Ways to Decrease Stress and Anxiety Due to New Roommates
Encouraging open dialogue with new roommates can help alleviate stress. Discussing expectations, boundaries, and concerns early on can prevent misunderstandings and conflicts. Communicate your concerns and issues using non-confrontational language. Use "I" statements to express feelings without blaming or accusing the other person. For example, "I feel uncomfortable when..." This promotes understanding and a collaborative approach to resolving issues. Approach conversations about concerns at appropriate times to prevent defensiveness. Consider giving a heads-up to your roommate to ensure they are receptive.
Part of open communication is also being willing to find compromises and solutions that work for everyone involved. Flexibility can help create a more harmonious living environment.
If conflicts persist, consider involving a neutral third party, such as a resident advisor or counselor, to mediate the situation.

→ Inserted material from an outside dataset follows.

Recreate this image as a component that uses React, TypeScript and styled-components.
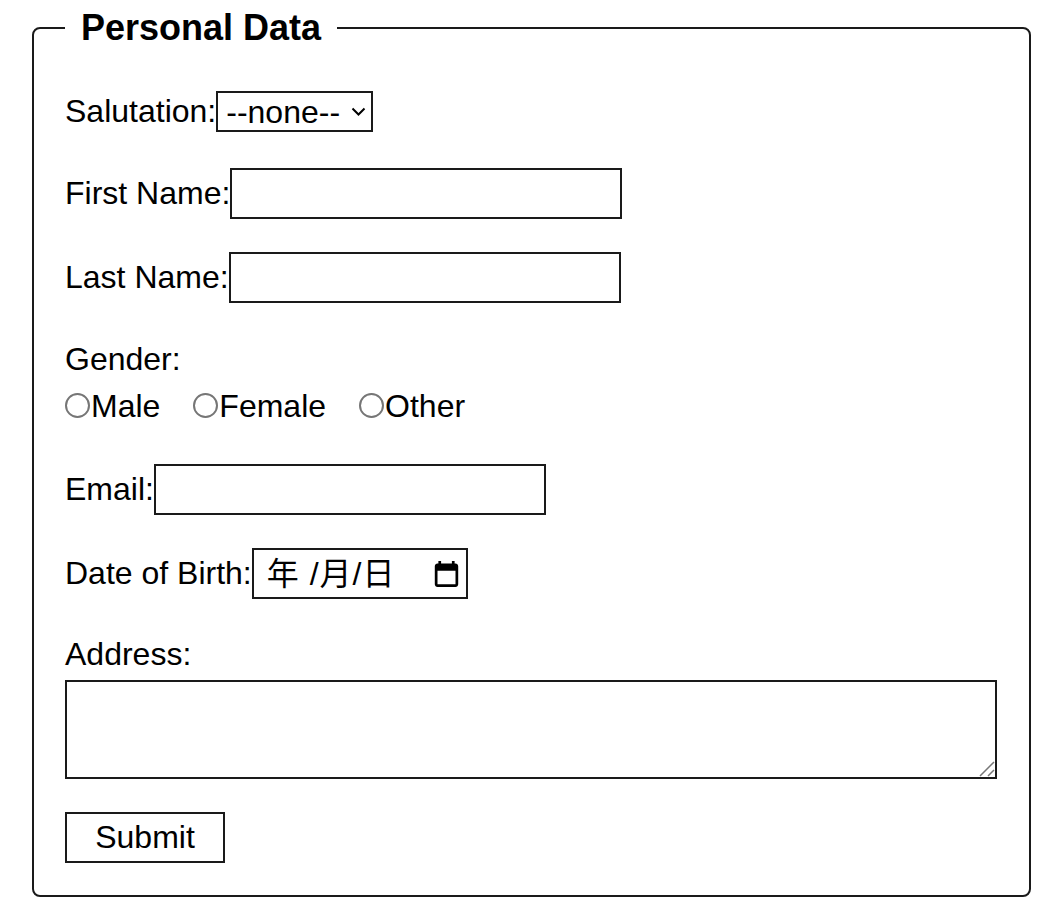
import React from "react";
import styled, { createGlobalStyle } from "styled-components";

const GlobalStyle = createGlobalStyle`
  html, body {
    margin: 0;
    padding: 0;
    background: #ffffff;
  }
  body {
    font-family: "Liberation Sans", "Noto Sans CJK SC", Arial, sans-serif;
    font-size: 32px;
    color: #000000;
  }
  * { box-sizing: border-box; }
`;

const Page = styled.div`
  padding: 7px 0 16px 32px;
`;

const Fieldset = styled.fieldset`
  margin: 0;
  width: 999px;
  border: 2px solid #1a1a1a;
  border-radius: 8px;
  padding: 0 32px 32px 31px;
  min-inline-size: 0;
`;

const Legend = styled.legend`
  font-size: 36px;
  font-weight: 700;
  padding: 0 16px;
  line-height: normal;
`;

const Column = styled.div`
  display: flex;
  flex-direction: column;
  align-items: flex-start;
`;

const Row = styled.div<{ $mt: number }>`
  display: flex;
  align-items: center;
  margin-top: ${(p) => p.$mt}px;
`;

const Label = styled.label`
  font-size: 32px;
  line-height: normal;
  white-space: nowrap;
`;

const BlockLabel = styled.label<{ $mt: number }>`
  display: block;
  font-size: 32px;
  line-height: normal;
  margin-top: ${(p) => p.$mt}px;
`;

const SelectWrap = styled.div`
  position: relative;
  display: inline-flex;
`;

const Select = styled.select`
  appearance: none;
  -webkit-appearance: none;
  width: 157px;
  height: 41px;
  border: 2px solid #1a1a1a;
  border-radius: 0;
  background: #ffffff;
  color: #000;
  font-family: "Liberation Sans", Arial, sans-serif;
  font-size: 32px;
  line-height: 36px;
  padding: 0 30px 0 8px;
  outline: none;
`;

const Chevron = styled.svg`
  position: absolute;
  right: 7px;
  top: 16px;
  pointer-events: none;
`;

const TextInput = styled.input`
  width: 392px;
  height: 51px;
  border: 2px solid #1a1a1a;
  border-radius: 0;
  background: #ffffff;
  font-family: "Liberation Sans", Arial, sans-serif;
  font-size: 32px;
  padding: 0 6px;
  outline: none;
`;

const RadioRow = styled.div<{ $mt: number }>`
  display: flex;
  align-items: center;
  gap: 33px;
  margin-top: ${(p) => p.$mt}px;
`;

const RadioOption = styled.label`
  display: inline-flex;
  align-items: center;
  line-height: normal;
  font-size: 32px;
`;

const Radio = styled.input`
  appearance: none;
  -webkit-appearance: none;
  width: 25px;
  height: 25px;
  margin: 0 1px 0 0;
  border: 2px solid #767676;
  border-radius: 50%;
  background: #ffffff;
  position: relative;
  top: -1px;
`;

const DateField = styled.div`
  width: 216px;
  height: 51px;
  border: 2px solid #1a1a1a;
  background: #ffffff;
  display: flex;
  align-items: center;
  justify-content: space-between;
  padding: 0 6px 0 13px;
`;

const DateText = styled.span`
  font-family: "Liberation Sans", "Noto Sans CJK SC", sans-serif;
  font-size: 32px;
  line-height: 1;
  white-space: pre;
  letter-spacing: 1px;
`;

const TextAreaWrap = styled.div`
  position: relative;
  width: 932px;
  margin-top: 7px;
`;

const TextArea = styled.textarea`
  display: block;
  width: 932px;
  height: 99px;
  border: 2px solid #1a1a1a;
  border-radius: 0;
  resize: none;
  font-family: "Liberation Sans", Arial, sans-serif;
  font-size: 32px;
  outline: none;
`;

const Grip = styled.svg`
  position: absolute;
  right: 2px;
  bottom: 2px;
  pointer-events: none;
`;

const SubmitButton = styled.button`
  margin-top: 33px;
  width: 160px;
  height: 51px;
  border: 2px solid #1a1a1a;
  border-radius: 0;
  background: #ffffff;
  color: #000;
  font-family: "Liberation Sans", Arial, sans-serif;
  font-size: 32px;
  padding: 0;
`;

const CalendarIcon = () => (
  <svg width="27" height="27" viewBox="0 0 15 15" aria-hidden="true">
    <path
      fill="#000"
      d="M12.5 2H12V0.5h-1.5V2h-6V0.5H3V2h-.5C1.67 2 1 2.67 1 3.5v10c0 .83.67 1.5 1.5 1.5h10c.83 0 1.5-.67 1.5-1.5v-10c0-.83-.67-1.5-1.5-1.5zm0 11.5h-10V6h10v7.5z"
    />
  </svg>
);

export default function App() {
  return (
    <>
      <GlobalStyle />
      <Page>
        <form onSubmit={(e) => e.preventDefault()}>
          <Fieldset>
            <Legend>Personal Data</Legend>
            <Column>
              <Row $mt={42}>
                <Label htmlFor="salutation">Salutation:</Label>
                <SelectWrap>
                  <Select id="salutation" defaultValue="">
                    <option value="">--none--</option>
                    <option value="mr">Mr.</option>
                    <option value="ms">Ms.</option>
                  </Select>
                  <Chevron width="15" height="9" viewBox="0 0 15 9" aria-hidden="true">
                    <path d="M1.5 1.5l6 6 6-6" fill="none" stroke="#000" strokeWidth="2" />
                  </Chevron>
                </SelectWrap>
              </Row>

              <Row $mt={36}>
                <Label htmlFor="first">First Name:</Label>
                <TextInput id="first" type="text" />
              </Row>

              <Row $mt={33}>
                <Label htmlFor="last">Last Name:</Label>
                <TextInput id="last" type="text" />
              </Row>

              <BlockLabel $mt={38}>Gender:</BlockLabel>
              <RadioRow $mt={10}>
                <RadioOption>
                  <Radio type="radio" name="gender" value="male" />
                  Male
                </RadioOption>
                <RadioOption>
                  <Radio type="radio" name="gender" value="female" />
                  Female
                </RadioOption>
                <RadioOption>
                  <Radio type="radio" name="gender" value="other" />
                  Other
                </RadioOption>
              </RadioRow>

              <Row $mt={39}>
                <Label htmlFor="email">Email:</Label>
                <TextInput id="email" type="email" />
              </Row>

              <Row $mt={33}>
                <Label>Date of Birth:</Label>
                <DateField>
                  <DateText>年 /月/日</DateText>
                  <CalendarIcon />
                </DateField>
              </Row>

              <BlockLabel $mt={37} htmlFor="address">Address:</BlockLabel>
              <TextAreaWrap>
                <TextArea id="address" />
                <Grip width="16" height="16" viewBox="0 0 16 16" aria-hidden="true">
                  <path d="M1 15L15 1M9 15l6-6" stroke="#777" strokeWidth="1.5" fill="none" />
                </Grip>
              </TextAreaWrap>

              <SubmitButton type="submit">Submit</SubmitButton>
            </Column>
          </Fieldset>
        </form>
      </Page>
    </>
  );
}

Have a conversation about expectations for cleanliness, noise, guests, and shared responsibilities. Establish clear boundaries regarding personal space, noise levels, cleaning responsibilities, and guests. This can help create a comfortable living environment.
If there are concerns or conflicts, address them as soon as possible to prevent resentment from building up. Understand that no roommate relationship is perfect. Be willing to compromise and find solutions that work for both parties.
Encourage roommates to engage in self-care activities such as exercise, meditation, deep breathing, and spending time doing things they enjoy.
If stress and anxiety become overwhelming, consider seeking support from friends, family, or a mental health professional.
Engage in Shared Activities
Participating in activities together can help build positive relationships and reduce tension. Shared experiences can lead to a better understanding of each other's personalities.
Before picking an activity, consider identifying common interests and hobbies you have with your roommates. These can facilitate bonding and decrease the sense of isolation. They can also provide inspiration for an activity to do together!
Curiosity and Empathy
Approach discussions with curiosity rather than criticism. Try to understand your roommates' perspectives and backgrounds. Ask questions to understand and work together to find solutions. This can foster empathy and lead to better communication
Living with new roommates can be a rewarding experience when approached with the right mindset and strategies. By fostering open communication, setting boundaries, practicing stress-relief techniques, and promoting a supportive environment, you can navigate the challenges of sharing a living space while maintaining your well-being and mental health.